Option Trading Comments

  • On 10/28, Ed said:

    Hi Peter,

    I have been investing for about 3 years now and started to look into options trading.  I’ve been following your website for over 1 year now and I’m very thankful of and impressed by your accurate assessment of the market daily, which I think is the most important part of investing in general, not just on the options vehicle.

    As I really want to develop the market instinct and investment acumen as you have, my question is that do you know if there is any books out there that recommend how to analyze / understand the market? If not, what else do you recommend to read / browse in the internet to get a good understanding of the market?

    I know it comes with experience, but without guidance, I’m currently a bit lost as I’m not sure how to evaluate the market and understand the price action without reading your daily post.

    I would greatly appreciate your answer...thanks for being a resourceful and helpful mentor to everyone here.


  • On 10/30, Pete Stolcers said:

    For daily market action, there are many places where you pick up tidbits of information. Stock Traders Almanac (Hirsch) is one of many sources worth reading.
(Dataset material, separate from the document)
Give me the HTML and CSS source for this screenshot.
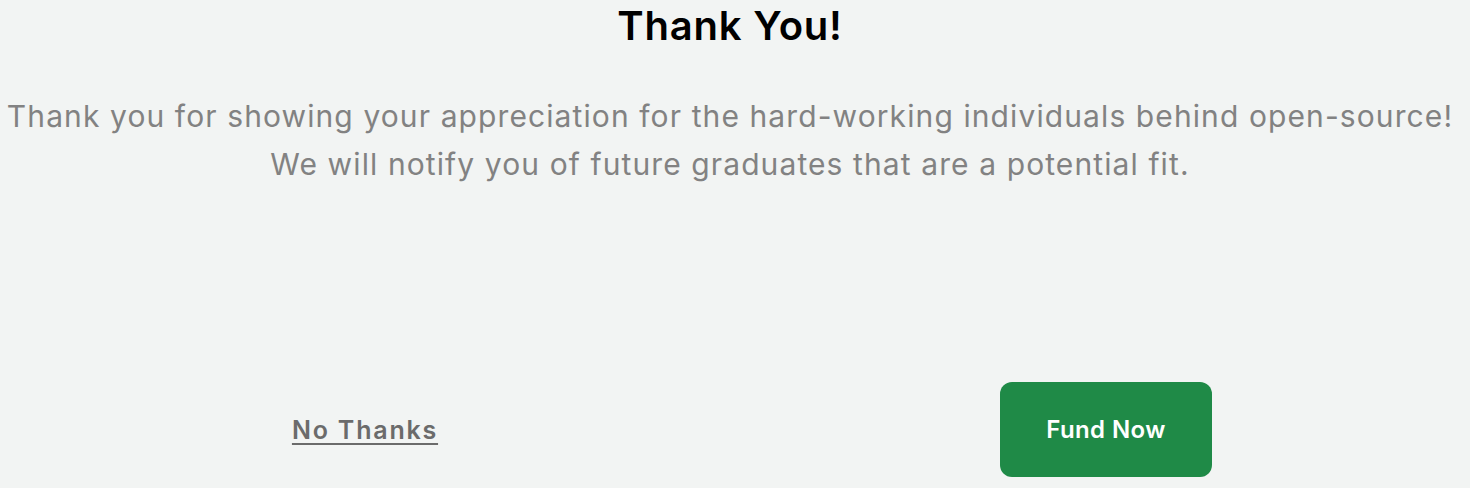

    One of the best tools is rarely used by traers - a trading log. Commit you forecast to paper and write down your rationale. Update your log with what went right or wrong and learn from your experience.

  • On 05/27, Matt said:

    Peter, I agree with what you are saying. You have had 20+ years trading options? That is awesome. There have been plenty of wonderful directional moves during those years to make a fortune on with the last being the 2008 drop (great for puts). It has taken me over 6 years to perfect my trading system. I now day trade options preferring to trade weekley options when available. I use to “swing trade” & the market ate my shorts. I use to “hope & pray” & the market ate my shorts. I thought about trading LEAPs but I desire my reward today not months from now. In this current market with its precarious “mood swings” I have found day trading options to work best for me. Typically I make winning trades with very few losses. I go weeks at a time without any losing trades. This helps to build my account size obviously, but I prefer to stick with the notion of “trading to trade well” & know that if I do so the money will follow. I love following the market & have really enjoyed getting better with technical analysis. I only use 3 indicators & have found that less is truly more for my personality & style of trading. Having a trading system is HUGE, as is making sure you know how & when to exit a losing trade quickly. Capital preservation is a top priority for me. Thankfully my option gains are beginning to pay my bills & I am not having to touch the checks I make each week from my full time job. I love this game. It is full of ups & downs, highs & lows. I agree that most of my trades generate 30% or less with a few bringing home 100%-1000%. I no longer “expect” to make good money in every trade. I now bring a humility to the game & realize that the market will only give me what it wants to. I always have people wanting to learn from me, but to think that I can teach 6 years of option knowledge & have someone grasp it over night is not realistic. Keep up the good work. I like your blog & your honest take on this thing we call the GAME.

  • On 10/12, Scot said:

    My question is on adjusting DC’s and what happens to ITM positions at expiration.  For example, lets say the original position is 5 Put Calendars on SPY at $120 and 5 Call Calendars at $125.  A week later, SPY has moved from $122 to $127, so I add 5 Put Calendars at $124 and 8 Call Calendars at $129.  If SPY holds at $127 at expiration (so $125 calls are ITM), will my broker debit my account by $1/share x 500 shares ($125 Calls are ITM, somewhat protected by 124 Puts)?  Could I have completely protected the original $125 calls with Puts at $125 (instead of $124)? Being clear on how multi-strike DC legs play out at expiration is essential for me and any other sources of info on this topic would be of great interest, as I cannot seem to find a clear answer on the web.  Many thanks in advance.